Stephen Bright, director of the Southern Center for Human Rights in Atlanta who teaches at Yale Law School, called the governor's order "questionable legally and bad public policy."

"The main point of the Miller decision — and the main concern of any sentencing — should be individualized sentencing based on factors about each human being," he said. "Obviously, nothing about any of the 38 individuals was taken into account, just as it was not when they were sentenced to life imprisonment without parole."

Yet Filler, the Drexel law professor who wrote about the ruling, said it actually leaves the details to states to iron out. "When you look at the decision closely, it implicitly leaves room for exactly what the governor of Iowa did," he told ProPublica. "It doesn't give us any guidance. You have to see this decision as entirely cloudy. Different states are going to try different things."

Indeed, some states have suggested they don't plan on rolling back minors' life without parole sentences, pointing out the Supreme Court left unclear whether its ruling should be applied retroactively to minors already sentenced. (Twenty-six states currently have mandatory life without parole statutes for juveniles. Here's a list and a map showing where.)

"It is the (Alabama) Attorney General's position that this rule does not apply retroactively," Alabama Solicitor General John C. Neiman Jr. told us. "Ultimately whether it will apply retroactively is going to be a question that will be litigated in, and decided by, the courts."

The ruling

In its June 25 decision, a 5-4 majority on the Supreme Court ordered an individualized approach to sentencing for juveniles convicted of murder to consider proportionality of punishment to the nature of the crime and offender's history.

Sentencers are now required to "follow a certain process — considering an offender's youth and attendant circumstances — before imposing a particular penalty," wrote Justice Elena Kagan for the majority. Among the unique characteristics of youth cited were "immaturity, impetuosity, and failure to appreciate risks and consequences."

While the opinion didn't impose a categorical ban on life without parole sentences for juveniles, it requires that authorities "take into account how children are different, and how those differences counsel against irrevocably sentencing them to a lifetime in prison."

The decision follows in the steps of a recent line of Supreme Court cases stating that kids, by virtue of their youth and lack of fully matured brains, are different from adults and have greater capacity for rehabilitation.
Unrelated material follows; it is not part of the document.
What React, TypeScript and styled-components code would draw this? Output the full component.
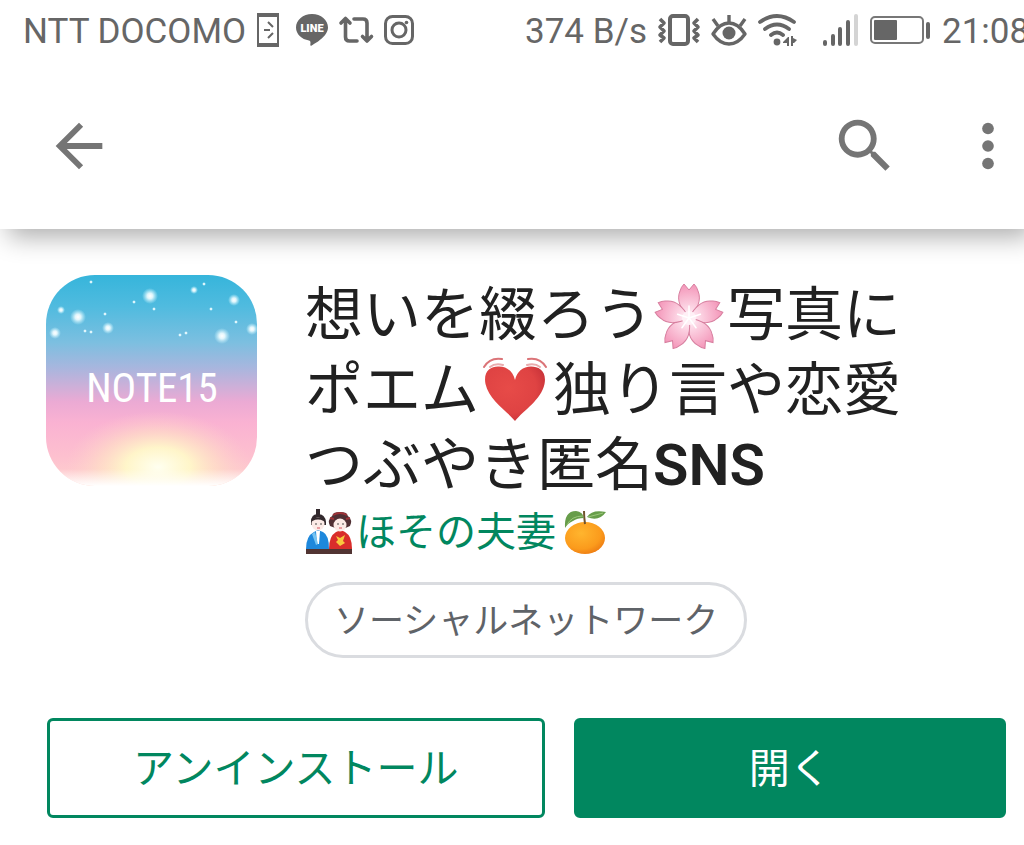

In 2005, the Court struck down the death penalty for those under 18. In 2010, it forbade life without parole for juveniles convicted of crimes that aren't murder.

The patchy aftermath of the 2010 decision illustrates the challenges states have faced in implementing changes to their laws. Florida — which dispensed the lion's share of life without parole sentences to minors for non-homicides — is still grappling with how to address the ruling. Greater discretion in judges' hands has also led, in some cases, to 70- to 90-year sentences for minors — while not technically life, a comparable term of years.

What's next?

In the wake of Miller, some states around the country have already taken legislative action. North Carolina recently passed an amendment granting juvenile lifers parole review after 25 years. It also requires judges to consider such factors as age, immaturity, intellectual capacity, mental health history, and the influence of familial or peer pressure when imposing punishment.

In Michigan, which boasts the second-highest number of juvenile lifers, criminal defense attorneys have begun mobilizing legal assistance for current inmates despite disagreement as to whether or not the court's decision is retroactive.

In Pennsylvania, the state with the most number of juvenile offenders serving life without parole (444), the state Senate Judiciary Committee recently solicited testimony from various stakeholders to decide how to proceed. The issue of retroactivity there, too, remains uncertain.

Iowa's recent executive order is not the first time a governor preemptively took action following a Supreme Court ruling: In 2005, Gov. Rick Perry of Texas commuted the death sentences of 28 juvenile offenders, changing them to life sentences with the possibility of parole after 40 years. Around the same time, he had also signed a mandatory life without parole statute for juveniles; Texas abolished the statute in 2009.

If the Iowa governor's order stands, 38 juvenile offenders — including David Epps — will not be eligible for parole until they reach their mid-70s, about the normal life expectancy of Americans. But of course prison can prematurely age people. The National Institute of Corrections designates an elderly or aging prisoner as age 50 and older.

Recidivism rates also decline the older a prisoner gets: In Iowa, statistics show these rates drop markedly once an inmate reaches age 45 and even more dramatically by the time he's 55.

In light of the governor's action in Iowa, any hope Dennis Epps had of ever seeing his brother get out of prison was short-lived. The governor "might as well have left them serving a life sentence, because that's pretty much what that is," he said.

Correction, Aug. 2, 2012: A second reference to Dan Filler incorrectly stated that he is a Drake law professor. He is a Drexel law professor.

Correction, Aug. 2, 2012: An earlier version of this post said that Tom Devine was the legal director for the Whistleblower Protection Act. He is, in fact, legal director of the Government Accountability Project.